The Clause 8 and 9 assessments assess very different concepts in very different ways. Limited capability for work-related activity cannot be based on the Clause 8 points scores, as there is no direct correlation between these scores and whether a person is likely to have limited capability for work-related activity—the purpose of the Clause 9 assessment. Instead, customers are determined as being eligible for the support group where they satisfy one of 46 functional descriptors found in the schedule to the draft regulations under Clause 9. Customers need to meet only one of the 46 descriptors to qualify for entitlement to the support group regardless of whether this relates to physical functioning or mental functioning. We will consider the effects of both physical and mental conditions when considering whether customers meet these functional descriptors. Hence, in carrying out both the assessments under Clauses 8 and 9, we will consider the effects of physical conditions and mental health conditions on a person's functional capability. That is the assurance the noble Lord is seeking.

During Committee, I also explained that we do not need to make changes to the Bill to allow us to consider both physical and mental conditions in these assessments, as the use of “physical or mental condition” does not limit us to considering these conditions separately. In fact, changing the wording in the Bill to “physical and mental condition”, as the noble Lord proposes in his amendment, could be interpreted as meaning that customers would have to have both a physical and mental health condition before they could be determined as having either limited capability for work or limited capability for work-related activity. That is clearly not appropriate and I am sure is not what he wants to happen.

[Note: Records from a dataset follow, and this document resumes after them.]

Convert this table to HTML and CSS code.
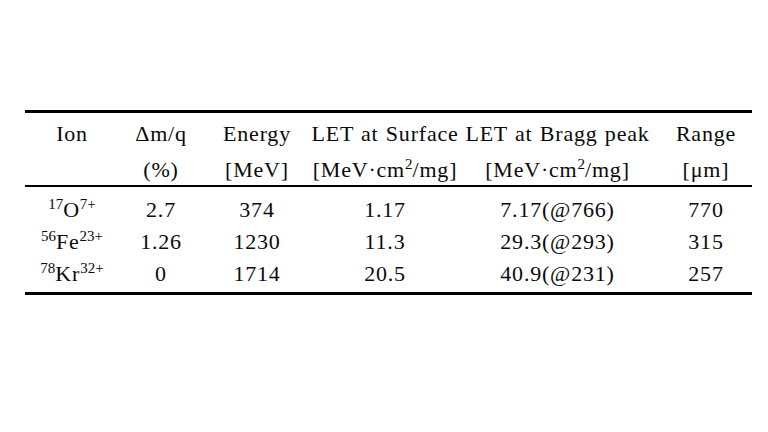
FILE: index.html
```html
<html>
<head>
    <meta charset="utf-8">
    <link rel="stylesheet" href="styles.css">
</head>
<body>
    <div class="page">
        <table class="ions">
            <colgroup>
                <col class="c-ion">
                <col class="c-dm">
                <col class="c-en">
                <col class="c-surf">
                <col class="c-bragg">
                <col class="c-range">
            </colgroup>
            <thead>
                <tr class="head-top">
                    <th>Ion</th>
                    <th>&Delta;m/q</th>
                    <th>Energy</th>
                    <th>LET at Surface</th>
                    <th>LET at Bragg peak</th>
                    <th class="range">Range</th>
                </tr>
                <tr class="head-unit">
                    <th></th>
                    <th>(%)</th>
                    <th>[MeV]</th>
                    <th>[MeV&middot;cm<sup>2</sup>/mg]</th>
                    <th>[MeV&middot;cm<sup>2</sup>/mg]</th>
                    <th class="range">[&mu;m]</th>
                </tr>
            </thead>
            <tbody>
                <tr>
                    <td><sup>17</sup>O<sup>7+</sup></td>
                    <td>2.7</td>
                    <td>374</td>
                    <td>1.17</td>
                    <td>7.17(@766)</td>
                    <td class="range">770</td>
                </tr>
                <tr>
                    <td><sup>56</sup>Fe<sup>23+</sup></td>
                    <td>1.26</td>
                    <td>1230</td>
                    <td>11.3</td>
                    <td>29.3(@293)</td>
                    <td class="range">315</td>
                </tr>
                <tr>
                    <td><sup>78</sup>Kr<sup>32+</sup></td>
                    <td>0</td>
                    <td>1714</td>
                    <td>20.5</td>
                    <td>40.9(@231)</td>
                    <td class="range">257</td>
                </tr>
            </tbody>
        </table>
    </div>
</body>
</html>
```

FILE: styles.css
```css
html, body {
    margin: 0;
    padding: 0;
    background-color: #fff;
}
.page {
    padding: 110px 0 0 25px;
}
table.ions {
    width: 727px;
    table-layout: fixed;
    border-collapse: collapse;
    border-top: 3px solid #000;
    border-bottom: 3px solid #000;
    font-family: "Liberation Serif", "Times New Roman", serif;
    font-size: 22px;
    letter-spacing: 0.8px;
    word-spacing: 1px;
    color: #0a0a0a;
}
.c-ion { width: 94px; }
.c-dm { width: 84px; }
.c-en { width: 108px; }
.c-surf { width: 148px; }
.c-bragg { width: 197px; }
.c-range { width: 96px; }

th, td {
    padding: 0;
    text-align: center;
    font-weight: normal;
    white-space: nowrap;
}
th.range, td.range {
    padding-left: 4px;
}
.head-top th {
    line-height: 36px;
    padding-top: 3px;
    padding-bottom: 3px;
}
.head-unit th {
    line-height: 30px;
    border-bottom: 2px solid #000;
}
tbody td {
    line-height: 32px;
}
tbody tr:first-child td {
    padding-top: 7px;
}
tbody tr:last-child td {
    padding-bottom: 2px;
}
sup {
    font-size: 15px;
    letter-spacing: 0;
    line-height: 0;
    vertical-align: 8px;
}
```
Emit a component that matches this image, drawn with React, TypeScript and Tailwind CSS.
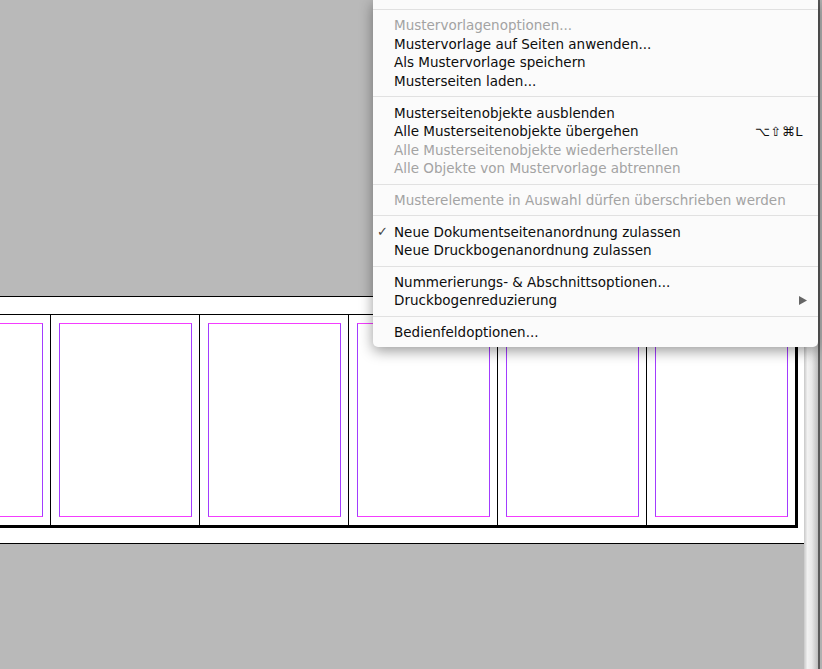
import React from "react";

type Item = {
  label: string;
  disabled?: boolean;
  checked?: boolean;
  shortcut?: string;
  submenu?: boolean;
};

const groups: Item[][] = [
  [
    { label: "Mustervorlagenoptionen...", disabled: true },
    { label: "Mustervorlage auf Seiten anwenden..." },
    { label: "Als Mustervorlage speichern" },
    { label: "Musterseiten laden..." },
  ],
  [
    { label: "Musterseitenobjekte ausblenden" },
    { label: "Alle Musterseitenobjekte übergehen", shortcut: "⌥⇧⌘L" },
    { label: "Alle Musterseitenobjekte wiederherstellen", disabled: true },
    { label: "Alle Objekte von Mustervorlage abtrennen", disabled: true },
  ],
  [{ label: "Musterelemente in Auswahl dürfen überschrieben werden", disabled: true }],
  [
    { label: "Neue Dokumentseitenanordnung zulassen", checked: true },
    { label: "Neue Druckbogenanordnung zulassen" },
  ],
  [
    { label: "Nummerierungs- & Abschnittsoptionen..." },
    { label: "Druckbogenreduzierung", submenu: true },
  ],
  [{ label: "Bedienfeldoptionen..." }],
];

function Page() {
  return (
    <div className="w-[149px] shrink-0 border-l border-black pt-[8px] pb-[8px] pl-[8px] pr-[7px]">
      <div className="h-full w-full border-y border-y-[#f43cff] border-x border-x-[#a23cff]" />
    </div>
  );
}

function MenuRow({ item }: { item: Item }) {
  return (
    <div
      className={`relative flex h-[18.6px] items-center pl-[21px] pr-[15px] ${
        item.disabled ? "text-[#a3a3a3]" : "text-[#0d0d0d]"
      }`}
    >
      {item.checked && (
        <span className="absolute left-[4px] text-[13px] text-[#444]">✓</span>
      )}
      <span className="flex-1 whitespace-nowrap">{item.label}</span>
      {item.shortcut && (
        <span className="text-[13px] tracking-[0.5px]">{item.shortcut}</span>
      )}
      {item.submenu && (
        <svg width="8" height="9" viewBox="0 0 8 9" className="mr-[-4px]">
          <path d="M0 0 L8 4.5 L0 9 Z" fill="#666" />
        </svg>
      )}
    </div>
  );
}

export default function App() {
  return (
    <div className="relative flex h-[669px] w-[822px] overflow-hidden bg-[#b9b9b9] font-['DejaVu_Sans',sans-serif]">
      <div className="flex w-[804px] shrink-0 flex-col">
        <div className="h-[296px]" />
        {/* pasteboard with the spread */}
        <div className="flex h-[248px] justify-end overflow-hidden border-y border-black bg-white pt-[17px] pb-[15px] pr-[6px]">
          <div className="flex h-[214px] shrink-0 border-t border-black border-b-[3px] border-r-[3px] border-b-black border-r-black">
            <Page />
            <Page />
            <Page />
            <Page />
            <Page />
            <Page />
          </div>
        </div>
        <div className="flex-1" />
      </div>
      {/* window edge */}
      <div className="flex w-[18px] shrink-0">
        <div className="w-[14px] bg-[linear-gradient(to_right,#c8c8c8,#f2f2f2_25%,#e9e9e9_55%,#bdbdbd)]" />
        <div className="w-[2px] bg-[#5a5a5a]" />
        <div className="w-[2px] bg-[#b0b0b0]" />
      </div>

      {/* panel menu */}
      <div className="absolute left-[373px] top-0 w-[445px] rounded-b-[5px] bg-[#fbfbfb] text-[13.5px] shadow-[0_4px_14px_rgba(0,0,0,0.4)]">
        <div className="h-[9px]" />
        {groups.map((group, i) => (
          <div key={i} className="border-t border-[#e1e1e1] py-[6px]">
            {group.map((item) => (
              <MenuRow key={item.label} item={item} />
            ))}
          </div>
        ))}
      </div>
    </div>
  );
}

As I said, our draft regulations set out very clearly our intentions on this matter, and particularly that we will combine physical and mental health scores when determining whether a customer has limited capability for work.

As noble Lords are aware, the revised PCA is based on the recommendations made by the technical working groups involved in its review, a copy of which was published last September. Following the initial limited evaluation carried out last October, a further and more detailed evaluation is about to start. This will be carried out by the technical working groups, which are independent of the department, but members of the PCA consultative group will also take part. A report of that phase 2 evaluation is due to be published in the summer and copies will be placed in the Library.

I hope that that gives the noble Lord the assurance that he seeks about our intentions and the fact that there is a process of review under way—and, accordingly, that that will enable him to withdraw his amendment.